Yeah, totally. Initial debt offerings or tokenized SAFs. Yeah. Trustless savings accounts and tokenized
municipal bonds. Yeah, definitely. So, um, okay, what was the first one on there?
The tokenized SAFs.
Yeah, the tokenized SAFT. Yeah. So something that, this is something that we're like pretty
interested in. We haven't seen anybody do it yet. But basically it's like, like the, the ICO
boom that happened in 2017 was almost entirely based around like selling tokens to the public
that had like equity like properties to them, right? Like, you know, people buy these things because
they think they have like a certain chance of going to the moon or they're going to go to zero.

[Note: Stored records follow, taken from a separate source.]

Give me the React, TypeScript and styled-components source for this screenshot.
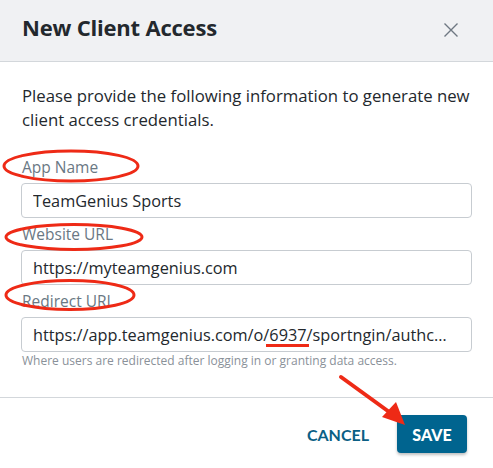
import React from "react";
import { createGlobalStyle, styled } from "styled-components";

const GlobalStyle = createGlobalStyle`
  html, body {
    margin: 0;
    padding: 0;
    background: #fff;
  }
  body {
    font-family: "Open Sans", "Liberation Sans", sans-serif;
    color: #22272c;
  }
`;

type Field = {
  label: string;
  value: string;
  help?: string;
};

const fields: Field[] = [
  { label: "App Name", value: "TeamGenius Sports" },
  { label: "Website URL", value: "https://myteamgenius.com" },
  {
    label: "Redirect URI",
    value: "https://app.teamgenius.com/o/6937/sportngin/authcallback",
    help: "Where users are redirected after logging in or granting data access.",
  },
];

const CloseIcon = () => (
  <svg width="16" height="16" viewBox="0 0 16 16">
    <path d="M1.5 1.5 L14.5 14.5 M14.5 1.5 L1.5 14.5" stroke="#6e7882" strokeWidth="1.4" fill="none" />
  </svg>
);

// red markup drawn on top of the screenshot
const Markup = () => (
  <svg width="493" height="468" viewBox="0 0 493 468">
    <g fill="none" stroke="#ee2a16" strokeWidth="3">
      <ellipse cx="71" cy="166" rx="67" ry="15" />
      <ellipse cx="74" cy="237" rx="68" ry="12.5" />
      <ellipse cx="70" cy="295" rx="64" ry="14.5" />
      <line x1="266" y1="345.5" x2="309" y2="345.5" />
      <line x1="341" y1="377" x2="392" y2="414" strokeWidth="4" strokeLinecap="round" />
    </g>
    <polygon points="405,425 382,417 396,402" fill="#ee2a16" />
  </svg>
);

const App = () => {
  return (
    <>
      <GlobalStyle />
      <Modal>
        <Header>
          <Title>New Client Access</Title>
          <CloseButton aria-label="Close">
            <CloseIcon />
          </CloseButton>
        </Header>
        <Body>
          <Intro>
            Please provide the following information to generate new client access credentials.
          </Intro>
          {fields.map((f) => (
            <FieldBox key={f.label}>
              <Label>{f.label}</Label>
              <Input readOnly value={f.value} />
              {f.help && <Help>{f.help}</Help>}
            </FieldBox>
          ))}
        </Body>
        <Footer>
          <TextButton>CANCEL</TextButton>
          <PrimaryButton>SAVE</PrimaryButton>
        </Footer>
        <Overlay>
          <Markup />
        </Overlay>
      </Modal>
    </>
  );
};

const Modal = styled.div`
  position: relative;
  width: 493px;
  height: 468px;
  background: #fff;
  overflow: hidden;
`;

const Header = styled.div`
  height: 62px;
  box-sizing: border-box;
  padding: 0 34px 2px 22px;
  display: flex;
  align-items: center;
  justify-content: space-between;
  background: #f0f1f3;
  border-bottom: 1px solid #d3d7db;
`;

const Title = styled.h1`
  margin: 0 0 6px 0;
  font-size: 22px;
  font-weight: 700;
  color: #23282d;
  letter-spacing: -0.2px;
`;

const CloseButton = styled.button`
  border: 0;
  background: none;
  padding: 0;
  display: flex;
  cursor: pointer;
`;

const Body = styled.div`
  padding: 22px 21px 0 21px;
  height: 336px;
  box-sizing: border-box;
  border-bottom: 1px solid #d3d7db;
`;

const Intro = styled.p`
  margin: 0 0 25px 1px;
  font-size: 16.75px;
  line-height: 24px;
  color: #23282d;
`;

const FieldBox = styled.div`
  display: flex;
  flex-direction: column;
  margin-bottom: 6px;
`;

const Label = styled.label`
  font-size: 15.5px;
  line-height: 20px;
  color: #6a7884;
  margin: 0 0 6px 1px;
`;

const Input = styled.input`
  box-sizing: border-box;
  height: 35px;
  width: 451px;
  padding: 0 22px 0 11px;
  border: 1px solid #c7ccd1;
  border-radius: 4px;
  font-family: "Open Sans", "Liberation Sans", sans-serif;
  font-size: 16.3px;
  color: #23282d;
  text-overflow: ellipsis;
  outline: none;
`;

const Help = styled.div`
  font-size: 12px;
  line-height: 16px;
  color: #8a9199;
  margin: 1px 0 0 1px;
`;

const Footer = styled.div`
  display: flex;
  justify-content: flex-end;
  align-items: center;
  gap: 28px;
  padding: 17px 26px 0 0;
`;

const TextButton = styled.button`
  border: 0;
  background: none;
  padding: 0;
  font-family: Lato, "Liberation Sans", sans-serif;
  font-weight: 700;
  font-size: 16px;
  color: #0b5f85;
  cursor: pointer;
`;

const PrimaryButton = styled.button`
  border: 0;
  width: 70px;
  height: 38px;
  border-radius: 4px;
  background: #00648f;
  color: #fff;
  font-family: Lato, "Liberation Sans", sans-serif;
  font-weight: 900;
  font-size: 16px;
  box-shadow: 0 2px 3px rgba(0, 0, 0, 0.25);
  cursor: pointer;
`;

const Overlay = styled.div`
  position: absolute;
  inset: 0;
  pointer-events: none;
`;

export default App;
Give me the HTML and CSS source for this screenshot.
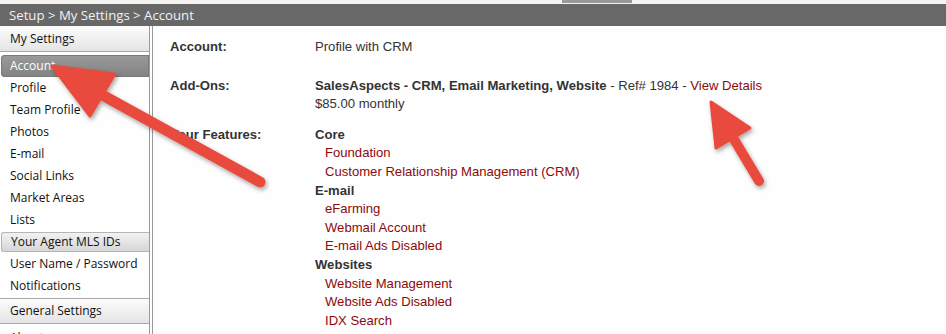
FILE: index.html
```html
<!DOCTYPE html>
<html>
<head>
<meta charset="utf-8">
<link rel="stylesheet" href="styles.css">
</head>
<body>
<div class="topstrip"><span class="tab"></span></div>
<div class="crumb">Setup &gt; My Settings &gt; Account</div>
<div class="layout">
  <nav class="sidebar">
    <div class="head">My Settings</div>
    <div class="item active">Account</div>
    <div class="item">Profile</div>
    <div class="item">Team Profile</div>
    <div class="item">Photos</div>
    <div class="item">E-mail</div>
    <div class="item">Social Links</div>
    <div class="item">Market Areas</div>
    <div class="item">Lists</div>
    <div class="item button">Your Agent MLS IDs</div>
    <div class="item">User Name / Password</div>
    <div class="item">Notifications</div>
    <div class="head head-top">General Settings</div>
    <div class="item">About...</div>
  </nav>
  <main class="main">
    <div class="row row-account">
      <div class="label">Account:</div>
      <div class="value">Profile with CRM</div>
    </div>
    <div class="row row-addons">
      <div class="label">Add-Ons:</div>
      <div class="value"><b>SalesAspects - CRM, Email Marketing, Website</b> - Ref# 1984 - <a class="link" href="#">View Details</a><br>$85.00 monthly</div>
    </div>
    <div class="row">
      <div class="label">Your Features:</div>
      <div class="value">
        <div class="group">Core</div>
        <a class="feat" href="#">Foundation</a>
        <a class="feat" href="#">Customer Relationship Management (CRM)</a>
        <div class="group">E-mail</div>
        <a class="feat" href="#">eFarming</a>
        <a class="feat" href="#">Webmail Account</a>
        <a class="feat" href="#">E-mail Ads Disabled</a>
        <div class="group">Websites</div>
        <a class="feat" href="#">Website Management</a>
        <a class="feat" href="#">Website Ads Disabled</a>
        <a class="feat" href="#">IDX Search</a>
        <a class="feat" href="#">Mobile website</a>
      </div>
    </div>
  </main>
</div>
<svg class="arrows" width="946" height="334" viewBox="0 0 946 334">
  <defs>
    <filter id="sh" x="-20%" y="-20%" width="140%" height="140%">
      <feDropShadow dx="1.5" dy="2.5" stdDeviation="2" flood-color="#000" flood-opacity="0.35"/>
    </filter>
  </defs>
  <g filter="url(#sh)" fill="#e84c3d" stroke="#e84c3d">
    <line x1="95" y1="91" x2="260" y2="182" stroke-width="11" stroke-linecap="round"/>
    <polygon points="52,66 90,116 115,74" stroke-width="3" stroke-linejoin="round"/>
    <line x1="732" y1="136" x2="759" y2="181" stroke-width="10" stroke-linecap="round"/>
    <polygon points="711,102 716,148 750,128" stroke-width="3" stroke-linejoin="round"/>
  </g>
</svg>
</body>
</html>
```
FILE: styles.css
```css
html, body {
  margin: 0;
  padding: 0;
  background: #fefefe;
  overflow: hidden;
}
body {
  width: 946px;
  height: 334px;
  position: relative;
  font-family: "Liberation Sans", Arial, sans-serif;
  font-size: 13.1px;
  color: #333;
}
.topstrip {
  height: 4px;
  background: #f4f2ee;
  position: relative;
}
.topstrip .tab {
  position: absolute;
  left: 562px;
  top: 0;
  width: 70px;
  height: 3px;
  background: #999;
}
.crumb {
  height: 22px;
  line-height: 22px;
  background: #686868;
  color: #f2f2f2;
  padding-left: 9px;
  font-family: "Open Sans", "Noto Sans", sans-serif;
  font-size: 13.2px;
}
.layout {
  display: flex;
  height: 308px;
}
.sidebar {
  width: 149px;
  flex: none;
  border-right: 1px solid #9a9a9a;
  font-family: "Open Sans", "Noto Sans", sans-serif;
  font-size: 12px;
  color: #111;
}
.head {
  height: 25px;
  line-height: 25px;
  padding-left: 10px;
  background: linear-gradient(#fcfcfc, #e4e4e4);
  border-bottom: 1px solid #a8a8a8;
  margin-bottom: 3px;
}
.head-top {
  border-top: 1px solid #a8a8a8;
  margin-top: 1px;
  height: 24px;
  line-height: 24px;
}
.item {
  height: 22px;
  line-height: 22px;
  padding-left: 10px;
}
.item.active {
  background: linear-gradient(#9b9b9b, #828282);
  color: #fff;
  border-radius: 4px 0 0 4px;
  margin-left: 1px;
  padding-left: 9px;
  box-shadow: inset 0 0 0 1px #7a7a7a;
}
.item.button {
  margin-left: 1px;
  padding-left: 9px;
  height: 18px;
  line-height: 18px;
  margin-top: 1px;
  margin-bottom: 1px;
  background: linear-gradient(#f2f2f2, #d6d6d6);
  border: 1px solid #b5b5b5;
  border-right: none;
  border-radius: 3px 0 0 3px;
}
.main {
  margin-left: 2px;
  border-left: 1px solid #9a9a9a;
  flex: 1;
  padding: 12px 0 0 17px;
}
.row {
  display: grid;
  grid-template-columns: 145px 1fr;
  line-height: 18.6px;
}
.row-account {
  margin-bottom: 20px;
}
.row-addons {
  margin-bottom: 12px;
}
.label {
  font-weight: bold;
}
.value b {
  font-weight: bold;
}
.link, .feat {
  color: #8b0a0a;
  text-decoration: none;
}
.group {
  font-weight: bold;
}
.feat {
  display: block;
  padding-left: 10px;
}
.arrows {
  position: absolute;
  left: 0;
  top: 0;
  pointer-events: none;
}
```
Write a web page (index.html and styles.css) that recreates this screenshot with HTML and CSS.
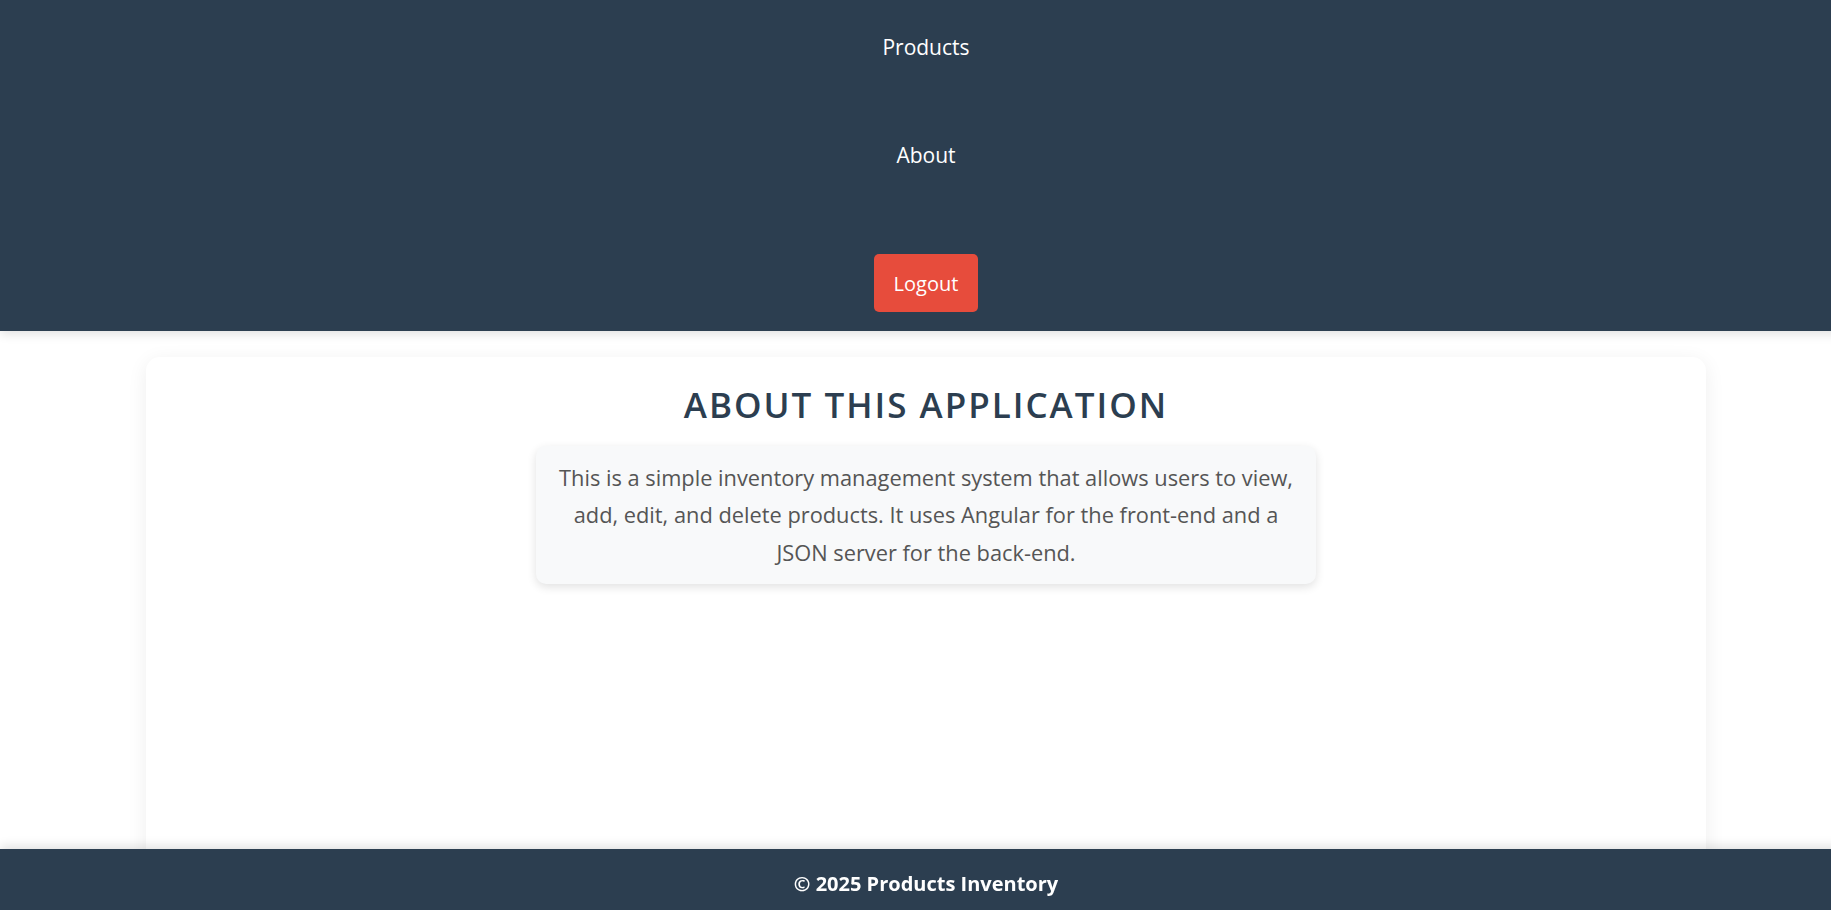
FILE: index.html
```html
<!DOCTYPE html>
<html lang="en">
<head>
<meta charset="utf-8">
<title>Products Inventory</title>
<link rel="stylesheet" href="styles.css">
</head>
<body>
<div class="app">
  <header class="topbar">
    <nav class="nav">
      <a class="nav-link" href="#">Products</a>
      <a class="nav-link" href="#">About</a>
      <button class="logout" type="button">Logout</button>
    </nav>
  </header>
  <main class="content">
    <section class="card">
      <h1 class="title">About This Application</h1>
      <p class="desc">This is a simple inventory management system that allows users to view, add, edit, and delete products. It uses Angular for the front-end and a JSON server for the back-end.</p>
    </section>
  </main>
  <footer class="footer">© 2025 Products Inventory</footer>
</div>
</body>
</html>
```

FILE: styles.css
```css
html, body {
  margin: 0;
  padding: 0;
  overflow: hidden;
  background: #ffffff;
}
body {
  font-family: "Open Sans", "Noto Sans", sans-serif;
}
.app {
  width: 1852px;
  position: relative;
  min-height: 910px;
}
.topbar {
  background: #2c3e50;
  height: 331px;
  box-sizing: border-box;
  box-shadow: 0 3px 10px rgba(0,0,0,0.12);
  position: relative;
  z-index: 2;
}
.nav {
  display: flex;
  flex-direction: column;
  align-items: center;
  padding-top: 16px;
}
.nav-link {
  color: #ffffff;
  text-decoration: none;
  font-size: 21px;
  line-height: 28px;
  padding: 17px 0;
}
.nav-link + .nav-link {
  margin-top: 46px;
}
.logout {
  margin-top: 68px;
  width: 104px;
  height: 58px;
  border: none;
  border-radius: 5px;
  background: #e74c3c;
  color: #ffffff;
  font-family: inherit;
  font-size: 20px;
  cursor: pointer;
}
.content {
  padding-top: 26px;
}
.card {
  width: 1560px;
  min-height: 620px;
  margin: 0 auto;
  background: #ffffff;
  border-radius: 14px;
  box-shadow: 0 4px 20px rgba(0,0,0,0.07);
  box-sizing: border-box;
  padding: 27px 0;
  display: flex;
  flex-direction: column;
  align-items: center;
}
.title {
  margin: 0;
  color: #2c3e50;
  font-size: 35px;
  font-weight: 600;
  text-transform: uppercase;
  letter-spacing: 2px;
  line-height: 1.2;
}
.desc {
  margin: 20px 0 0;
  box-sizing: border-box;
  width: 780px;
  padding: 12.8px 16px;
  background: #f8f9fa;
  border-radius: 10px;
  box-shadow: 0 3px 10px rgba(0,0,0,0.12);
  color: #555555;
  font-size: 21.8px;
  line-height: 37.44px;
  text-align: center;
}
.footer {
  position: fixed;
  left: 0;
  bottom: 0;
  width: 1852px;
  height: 61px;
  box-sizing: border-box;
  background: #2c3e50;
  color: #ffffff;
  font-weight: 700;
  font-size: 20px;
  text-align: center;
  padding-top: 21px;
  box-shadow: 0 -3px 10px rgba(0,0,0,0.12);
  z-index: 3;
}
```
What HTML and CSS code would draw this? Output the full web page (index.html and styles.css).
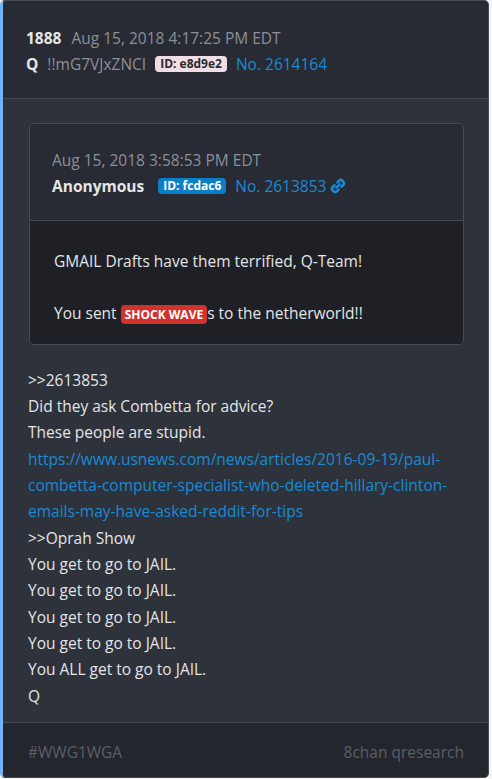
FILE: index.html
```html
<!DOCTYPE html>
<html lang="en">
<head>
    <meta charset="UTF-8">
    <meta name="viewport" content="width=device-width, initial-scale=1.0">
    <title>Q Drop 1888</title>
    <link rel="stylesheet" href="styles.css">
</head>
<body>

<div class="post">
    <div class="post-header">
        <div class="meta-line">
            <span class="drop-num">1888</span>
            <span class="date">Aug 15, 2018 4:17:25 PM EDT</span>
        </div>
        <div class="meta-line">
            <span class="name">Q</span>
            <span class="trip">!!mG7VJxZNCI</span>
            <span class="badge badge-q">ID: e8d9e2</span>
            <a class="post-no" href="#">No. 2614164</a>
        </div>
    </div>

    <div class="post-body">
        <div class="quote">
            <div class="quote-header">
                <div class="meta-line">
                    <span class="date">Aug 15, 2018 3:58:53 PM EDT</span>
                </div>
                <div class="meta-line">
                    <span class="name anon">Anonymous</span>
                    <span class="badge badge-anon">ID: fcdac6</span>
                    <a class="post-no" href="#">No. 2613853
                        <svg class="link-icon" viewBox="0 0 16 16" width="16" height="16">
                            <path d="M6.3 9.7 L9.7 6.3" stroke="currentColor" stroke-width="2.4" stroke-linecap="round" fill="none"/>
                            <path d="M7.4 4.4 L8.9 2.9 a2.7 2.7 0 0 1 3.8 0 l0.4 0.4 a2.7 2.7 0 0 1 0 3.8 L11.6 8.6" stroke="currentColor" stroke-width="2.6" stroke-linecap="round" fill="none"/>
                            <path d="M8.6 11.6 L7.1 13.1 a2.7 2.7 0 0 1 -3.8 0 l-0.4 -0.4 a2.7 2.7 0 0 1 0 -3.8 L4.4 7.4" stroke="currentColor" stroke-width="2.6" stroke-linecap="round" fill="none"/>
                        </svg>
                    </a>
                </div>
            </div>
            <div class="quote-text">
                <p>GMAIL Drafts have them terrified, Q-Team!</p>
                <p>You sent <span class="keyword">SHOCK WAVE</span>s to the netherworld!!</p>
            </div>
        </div>

        <div class="drop-text">
            &gt;&gt;2613853<br>
            Did they ask Combetta for advice?<br>
            These people are stupid.<br>
            <a href="#">https://www.usnews.com/news/articles/2016-09-19/paul-combetta-computer-specialist-who-deleted-hillary-clinton-emails-may-have-asked-reddit-for-tips</a><br>
            &gt;&gt;Oprah Show<br>
            You get to go to JAIL.<br>
            You get to go to JAIL.<br>
            You get to go to JAIL.<br>
            You get to go to JAIL.<br>
            You ALL get to go to JAIL.<br>
            Q
        </div>
    </div>

    <div class="post-footer">
        <span>#WWG1WGA</span>
        <span>8chan qresearch</span>
    </div>
</div>

</body>
</html>
```

FILE: styles.css
```css
body {
    margin: 0;
    background-color: #f4f4f4;
    font-family: "Open Sans", "Noto Sans", sans-serif;
    font-size: 15.5px;
    line-height: 26.33px;
    color: #e4e5e7;
}

a {
    color: #1a8ad4;
    text-decoration: none;
}

.post {
    width: 485px;
    background-color: #2e323b;
    border: 1px solid #464b56;
    border-left: 3px solid #72b3f6;
    border-radius: 5px;
    overflow: hidden;
}

.post-header {
    background-color: #282b33;
    padding: 24px 22px 21px 23px;
    border-bottom: 1px solid #444852;
}

.meta-line {
    display: flex;
    align-items: center;
    height: 26px;
}

.drop-num,
.name {
    font-weight: bold;
    color: #e6e6e6;
}

.drop-num {
    margin-right: 10px;
}

.name {
    margin-right: 9px;
}

.name.anon {
    margin-right: 14px;
}

.date,
.trip {
    color: #8b9099;
}

.trip {
    margin-right: 9px;
}

.badge {
    font-size: 12px;
    font-weight: bold;
    line-height: 16px;
    padding: 0 5px;
    border-radius: 4px;
    margin-right: 9px;
}

.badge-q {
    background-color: #f1dde5;
    color: #2b2b2b;
}

.badge-anon {
    background-color: #0b7ec6;
    color: #ffffff;
}

.post-no {
    display: flex;
    align-items: center;
    gap: 4px;
}

.link-icon {
    display: block;
}

.post-body {
    padding: 24px 24px 13px 25px;
}

.quote {
    margin-left: 1px;
    border: 1px solid #464b56;
    border-radius: 5px;
    overflow: hidden;
}

.quote-header {
    background-color: #282b33;
    padding: 23px 22px 21px;
    border-bottom: 1px solid #444852;
}

.quote-text {
    background-color: #1e2026;
    padding: 27px 24px 15px;
}

.quote-text p {
    margin: 0 0 26px;
}

.quote-text p:last-child {
    margin-bottom: 0;
}

.keyword {
    background-color: #d3322c;
    color: #ffffff;
    font-size: 12px;
    font-weight: bold;
    padding: 1px 4px;
    border-radius: 4px;
}

.drop-text {
    margin-top: 22px;
}

.post-footer {
    display: flex;
    justify-content: space-between;
    background-color: #23262d;
    border-top: 1px solid #444852;
    padding: 16px 24px 12px 25px;
    color: #5a5f69;
}
```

And what's kind of interesting is that in the real world, like, equity-like assets are actually a much smaller of the global economy, a much smaller portion of the global economy than like debt, right?
Like, I think, like, the, you know, I'm going to pull these numbers out of my head right now, and they might be a little bit inaccurate.
But I think, like, the global market cap of, like, equities is, like, somewhere around, like, 70 trillion, whereas, like, the market cap of global debt assets is, like, $210 trillion or.
something like that. And so it's kind of interesting to imagine of like, what if we could take
the ICO model and apply it essentially to like debt fundraisers, right? So essentially,
you could benefit from selling tokens that like plug natively into this kind of infrastructure
for this global infrastructure for either custody or trading or, you know, building on
applications on top of or whatever crypto assets and have them be debt assets like, you know,
that look much like, say, a corporate bond would.
So one use case that we're pretty excited about is just really like allowing companies of all
shapes and sizes to be able to like raise debt from the general public in a way that has a
very low kind of initial fixed cost to get set up.
And what about I'm interested in these trustless savings accounts and the tokenized
municipal bonds as well?
Oh, yeah, yeah, okay.
So trustless savings accounts.
So again, this is this probably falls into the, the, a bit.
more sci-fi category, but we're really excited to see somebody build this out. Essentially,
if you have, once you have like a good decentralized credit market, right, and you have all these
different, like, classes of debt that an application can kind of go in and source liquidity from,
you can imagine that we created a savings account that was entirely administered by a smart
contract. And so you could imagine like savers would put their funds into this smart contract,
and the smart contract would automatically invest in certain classes of loans of a certain risk threshold from the Dharma Credit network.
And so it's this really interesting concept where you're like, you can imagine basically like banks existing that have no person at the helm of them and have no marketing budget and have no compliance budget.
And there's no person that has to like sit there in a suit and shake hands with you.
And so like a tremendous amount of inefficiency is kind of like shaved out of the system.
And so we're really excited about seeing that that concept come to fruition.
Though I would argue that it's kind of like a, that's like we're at step one right now.
That's like step five or six, right?
Yeah. And the last one, tokenized municipal bonds.
And then tokenized municipal bonds.
Yeah.
So I think this is a really interesting concept.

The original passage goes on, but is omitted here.